**SET TASK**:
Retype only what runs from the first line of the listing to the line holding "const [selected, setSelected]", both included. Do not retype the pictures.

**DATASET EXCERPT**:
>>>>>

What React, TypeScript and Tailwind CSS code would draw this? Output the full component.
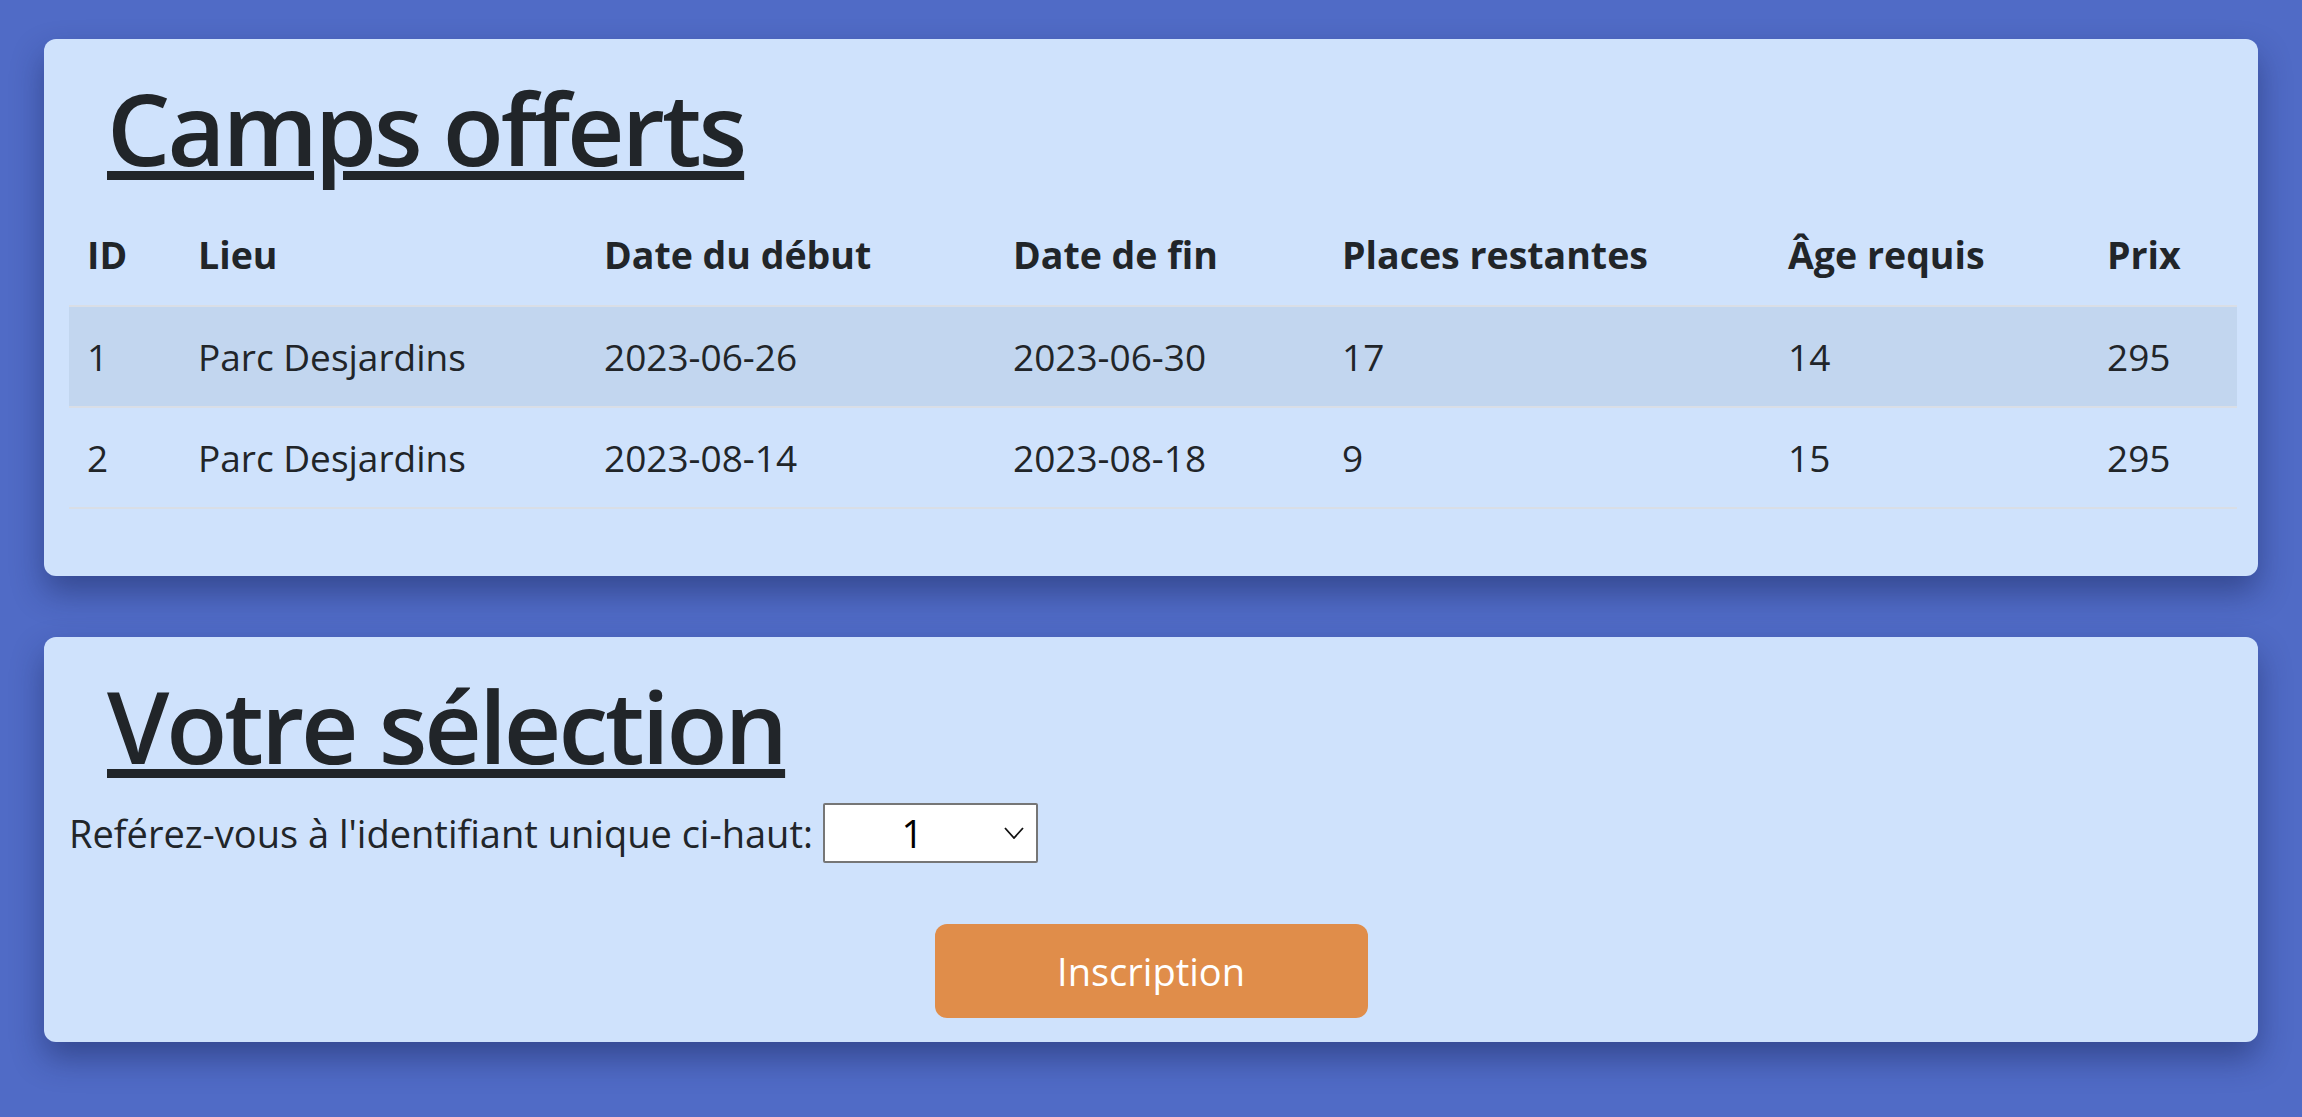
import { useState } from 'react'

const camps = [
  { id: 1, lieu: 'Parc Desjardins', debut: '2023-06-26', fin: '2023-06-30', places: 17, age: 14, prix: 295 },
  { id: 2, lieu: 'Parc Desjardins', debut: '2023-08-14', fin: '2023-08-18', places: 9, age: 15, prix: 295 },
]

const columns = [
  { label: 'ID', width: 'w-[111px]' },
  { label: 'Lieu', width: 'w-[406px]' },
  { label: 'Date du début', width: 'w-[409px]' },
  { label: 'Date de fin', width: 'w-[329px]' },
  { label: 'Places restantes', width: 'w-[446px]' },
  { label: 'Âge requis', width: 'w-[319px]' },
  { label: 'Prix', width: 'w-[148px]' },
]

function Title({ children }: { children: string }) {
  return (
    <h1 className="pl-[38px] pt-[28px] pb-[18px] text-[100px] font-semibold leading-[1.2] tracking-[-3px] text-[#212529] underline decoration-[9px] underline-offset-[5px]">
      {children}
    </h1>
  )
}

export default function App() {
  const [selected, setSelected] = useState('1')

  return (
    <div
      className="min-h-screen bg-[#506bc6] px-[44px] pt-[39px] pb-[78px] text-[#212529]"
      style={{ fontFamily: '"Open Sans", "Noto Sans", sans-serif' }}
    >
      <div className="flex flex-col gap-[61px]">
        <section className="rounded-[12px] bg-[#cfe2fc] px-[25px] pb-[67px] shadow-[0_16px_32px_rgba(20,30,80,0.45)]">
          <Title>Camps offerts</Title>
          <table className="w-full table-fixed border-collapse text-left text-[37px]">
            <colgroup>
              {columns.map((col) => (
                <col key={col.label} className={col.width} />
              ))}
            </colgroup>
            <thead>
              <tr className="h-[101px] border-b-2 border-[#d9dee6]">
                {columns.map((col) => (
                  <th key={col.label} className="pl-[18px] pr-[20px] text-[37.5px] font-bold">
                    {col.label}
                  </th>
                ))}
              </tr>
            </thead>
            <tbody>
              {camps.map((camp, i) => (
                <tr
                  key={camp.id}
                  className={`h-[101px] border-b-2 border-[#d9dee6] ${i % 2 === 0 ? 'bg-[#c2d6ef]' : ''}`}
                >
                  <td className="pl-[18px] pr-[20px]">{camp.id}</td>
                  <td className="pl-[18px] pr-[20px]">{camp.lieu}</td>
                  <td className="pl-[18px] pr-[20px]">{camp.debut}</td>
                  <td className="pl-[18px] pr-[20px]">{camp.fin}</td>
                  <td className="pl-[18px] pr-[20px]">{camp.places}</td>
                  <td className="pl-[18px] pr-[20px]">{camp.age}</td>
                  <td className="pl-[18px] pr-[20px]">{camp.prix}</td>
                </tr>
              ))}
            </tbody>
          </table>
        </section>

        <section className="rounded-[12px] bg-[#cfe2fc] px-[25px] pb-[24px] shadow-[0_16px_32px_rgba(20,30,80,0.45)]">
          <Title>Votre sélection</Title>
          <div className="flex items-center text-[38px]">
            <label htmlFor="camp-select" className="pr-[10px]">
              Reférez-vous à l'identifiant unique ci-haut:
            </label>
            <div className="relative">
              <select
                id="camp-select"
                value={selected}
                onChange={(e) => setSelected(e.target.value)}
                className="h-[60px] w-[215px] appearance-none rounded-[2px] border-2 border-[#767676] bg-white pr-[36px] text-[38px] text-black [text-align-last:center]"
              >
                {camps.map((camp) => (
                  <option key={camp.id} value={camp.id}>
                    {camp.id}
                  </option>
                ))}
              </select>
              <svg
                className="pointer-events-none absolute right-[14px] top-[24px] h-[12px] w-[20px]"
                viewBox="0 0 20 12"
                fill="none"
                stroke="#111"
                strokeWidth="1.8"
              >
                <path d="M1 1l9 10 9-10" />
              </svg>
            </div>
          </div>
          <div className="mt-[61px] flex justify-center">
            <button
              type="button"
              className="h-[94px] w-[433px] rounded-[12px] bg-[#e08d4a] text-[38px] text-white"
            >
              Inscription
            </button>
          </div>
        </section>
      </div>
    </div>
  )
}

<<<<<

**TASK RESPONSE**:
What React, TypeScript and Tailwind CSS code would draw this? Output the full component.
import { useState } from 'react'

const camps = [
  { id: 1, lieu: 'Parc Desjardins', debut: '2023-06-26', fin: '2023-06-30', places: 17, age: 14, prix: 295 },
  { id: 2, lieu: 'Parc Desjardins', debut: '2023-08-14', fin: '2023-08-18', places: 9, age: 15, prix: 295 },
]

const columns = [
  { label: 'ID', width: 'w-[111px]' },
  { label: 'Lieu', width: 'w-[406px]' },
  { label: 'Date du début', width: 'w-[409px]' },
  { label: 'Date de fin', width: 'w-[329px]' },
  { label: 'Places restantes', width: 'w-[446px]' },
  { label: 'Âge requis', width: 'w-[319px]' },
  { label: 'Prix', width: 'w-[148px]' },
]

function Title({ children }: { children: string }) {
  return (
    <h1 className="pl-[38px] pt-[28px] pb-[18px] text-[100px] font-semibold leading-[1.2] tracking-[-3px] text-[#212529] underline decoration-[9px] underline-offset-[5px]">
      {children}
    </h1>
  )
}

export default function App() {
  const [selected, setSelected] = useState('1')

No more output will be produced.